Wie sich die E-Autos auf dem Markt schlagen würden, war da noch gar nicht abzusehen. Sie verkörpern den neuen Auftritt von Ford in Europa. Der Konzern will hier amerikanischer werden. Ford will auch nicht mehr in jedem Segment antreten und will die Marke deutlich höher positionieren. Verkaufen müssen sich die Autos jedenfalls in einem Markt ohne E-Auto-Förderung, die Ende 2023 ausgelaufen war.

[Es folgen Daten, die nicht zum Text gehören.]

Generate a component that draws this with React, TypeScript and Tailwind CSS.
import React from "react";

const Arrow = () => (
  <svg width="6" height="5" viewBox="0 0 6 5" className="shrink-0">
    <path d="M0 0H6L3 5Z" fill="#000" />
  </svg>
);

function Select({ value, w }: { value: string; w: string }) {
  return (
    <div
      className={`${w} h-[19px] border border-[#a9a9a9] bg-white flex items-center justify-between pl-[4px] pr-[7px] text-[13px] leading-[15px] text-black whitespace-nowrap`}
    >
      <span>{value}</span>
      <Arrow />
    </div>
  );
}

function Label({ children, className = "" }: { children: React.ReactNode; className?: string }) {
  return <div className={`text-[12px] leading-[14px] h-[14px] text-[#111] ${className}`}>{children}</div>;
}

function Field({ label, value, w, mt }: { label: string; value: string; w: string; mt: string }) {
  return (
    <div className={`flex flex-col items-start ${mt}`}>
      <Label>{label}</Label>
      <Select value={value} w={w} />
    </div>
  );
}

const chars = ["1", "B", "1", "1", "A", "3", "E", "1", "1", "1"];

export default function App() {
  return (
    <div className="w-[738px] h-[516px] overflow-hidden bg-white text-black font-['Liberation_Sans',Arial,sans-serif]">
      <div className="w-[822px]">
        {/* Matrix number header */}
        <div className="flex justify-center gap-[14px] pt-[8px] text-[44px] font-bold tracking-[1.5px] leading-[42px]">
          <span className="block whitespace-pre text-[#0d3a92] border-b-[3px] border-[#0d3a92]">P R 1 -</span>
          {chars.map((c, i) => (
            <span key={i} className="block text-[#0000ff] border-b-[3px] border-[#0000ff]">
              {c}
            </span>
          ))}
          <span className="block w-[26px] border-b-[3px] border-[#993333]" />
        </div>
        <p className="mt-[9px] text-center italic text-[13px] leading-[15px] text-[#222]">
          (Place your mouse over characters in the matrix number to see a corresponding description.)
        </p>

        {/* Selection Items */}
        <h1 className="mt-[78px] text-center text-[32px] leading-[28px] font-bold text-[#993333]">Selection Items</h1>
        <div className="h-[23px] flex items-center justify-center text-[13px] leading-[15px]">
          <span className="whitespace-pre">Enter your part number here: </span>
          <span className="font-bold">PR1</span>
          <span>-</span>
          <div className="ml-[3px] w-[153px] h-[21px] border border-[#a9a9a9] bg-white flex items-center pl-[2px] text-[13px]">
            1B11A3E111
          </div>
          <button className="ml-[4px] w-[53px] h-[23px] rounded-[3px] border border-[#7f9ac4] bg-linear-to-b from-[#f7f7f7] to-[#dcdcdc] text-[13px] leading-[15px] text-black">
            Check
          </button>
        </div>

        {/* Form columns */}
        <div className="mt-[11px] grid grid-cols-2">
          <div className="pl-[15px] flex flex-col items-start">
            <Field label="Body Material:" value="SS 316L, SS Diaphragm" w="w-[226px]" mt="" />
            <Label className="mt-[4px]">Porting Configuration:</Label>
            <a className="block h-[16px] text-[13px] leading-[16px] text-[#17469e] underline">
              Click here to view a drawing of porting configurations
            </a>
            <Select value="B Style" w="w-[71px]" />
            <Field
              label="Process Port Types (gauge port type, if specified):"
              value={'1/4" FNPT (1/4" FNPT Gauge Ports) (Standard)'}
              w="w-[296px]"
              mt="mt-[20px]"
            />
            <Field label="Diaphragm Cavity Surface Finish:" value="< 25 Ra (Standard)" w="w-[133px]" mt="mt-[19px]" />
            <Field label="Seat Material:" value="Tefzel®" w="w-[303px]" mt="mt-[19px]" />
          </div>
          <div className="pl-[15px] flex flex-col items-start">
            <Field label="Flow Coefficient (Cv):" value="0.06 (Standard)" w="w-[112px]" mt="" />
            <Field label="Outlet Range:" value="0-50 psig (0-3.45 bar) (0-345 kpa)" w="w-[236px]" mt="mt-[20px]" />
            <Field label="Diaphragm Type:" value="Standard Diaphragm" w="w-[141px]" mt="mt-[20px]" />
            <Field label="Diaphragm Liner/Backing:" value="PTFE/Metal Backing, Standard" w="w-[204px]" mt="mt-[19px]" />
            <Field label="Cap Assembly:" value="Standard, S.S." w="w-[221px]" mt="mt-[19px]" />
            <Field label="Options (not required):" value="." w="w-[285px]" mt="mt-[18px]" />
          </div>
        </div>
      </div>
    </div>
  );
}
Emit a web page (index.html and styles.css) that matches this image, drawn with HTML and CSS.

Das gelingt Ford nicht wie erhofft. Laut Kraftfahrt-Bundesamt sind vom Verkaufsstart im Juli bis Ende November lediglich 2017 E-Explorer in Deutschland neu auf die Straßen gekommen, außerdem von Oktober an 152 Capri als Eigenzulassungen. Verkauft wird der Capri erst ab Januar. Zahlen für Europa nennt Ford nicht. Eine Exportquote um die 80 Prozent wäre aber nicht ungewöhnlich.
Wie weit die Verkäufe aber unter den Erwartungen liegen, zeigt die Ende November angekündigte Kurzarbeit. Seitdem wurde bis zu den Weihnachtsferien nur jede zweite Woche gearbeitet. Kurzarbeit gibt es laut Wassenberg auch im ersten Quartal des kommenden Jahres und wohl auch noch im April. Auch wird die Tagesbaurate 2025 von aktuell 630 auf 480 Fahrzeuge reduziert.
Schwierigkeiten beim Erreichen neuer Kunden für Ford
Ford will erneut tief in den Bereich Fahrzeugentwicklung einschneiden. 600 von den insgesamt 2900 Stellen sollen bis Ende 2027 hier entfallen. Dabei ist die Entwicklung bereits in der noch laufenden Sparrunde stark betroffen. Bis Ende 2025 entfallen hier 1700 von ursprünglich 4000 Stellen. Zwei Drittel des Abbaus sind inzwischen hier erfolgt. Übrig bleiben würden demnach 2027 nur noch 1700 Entwickler. Zu wenig, so Autoexperten, um ganze Autos oder die dringend benötige eigene E-Plattform auch für kleinere Fahrzeuge zu entwickeln.
Wenig überzeugt von der Strategie des Ford-Managements in Europa ist der Autoexperte Stefan Reindl von der Hochschule Geislingen-Nürtingen. „Ich fürchte, dass Ford auf dem Pkw-Markt ein Abschied auf Raten droht“, so Reindl. Ein Überleben als Nischenanbieter sei für Ford sehr schwierig.
Der Autobauer habe loyale Kunden, die jetzt nicht mehr bedient werden. „Und in einem wettbewerbsintensiven Markt ist es schwer, neue Kunden hinzuzugewinnen. Zumal Ford bei den E-Autos preislich in Regionen unterwegs ist, die andere schon besetzt haben“, so Reindl.
Ford habe die Fertigung von Verbrennern wie Fiesta eingestellt oder stellt sie mit dem Focus noch ein. „Mit den damit verbundenen schwachen Absatzzahlen kann das Unternehmen die Transformation zur E-Mobilität nicht mehr finanzieren. Dadurch werden die Mittel knapp, um neue Fahrzeuge zu entwickeln“, so Reindl.
Ford-Konzernchef Farley lädt den Betriebsrat ein
Im laufenden Jahr steuert Ford auf Rekord-niedrige Neuzulassungen von Pkw in der EU, im Vereinigten Königreich sowie den Efta-Staaten Norwegen, Island und der Schweiz zu. In den ersten elf Monaten des Jahres sanken die Zahlen zum bereits schwachen Vorjahr laut dem europäischen Branchenverband Acea um 17,3 Prozent auf 395 611 Pkw. Der Marktanteil ging von 4,1 Prozent im Vorjahreszeitraum auf 3,3 Prozent zurück.
Gruschka fordert vom Management klare Konzepte für alle Bereiche von Ford, Investitionen und mutige Produkte. „Ford muss wieder Massenhersteller werden“, so Gruschka. Gespräche mit der deutschen Geschäftsführung oder Verhandlungen hat es noch nicht gegeben. Vortragen wird der Betriebsrat seine Ideen im Januar Konzernchef Jim Farley. Der hat das Gremium zum Gespräch eingeladen.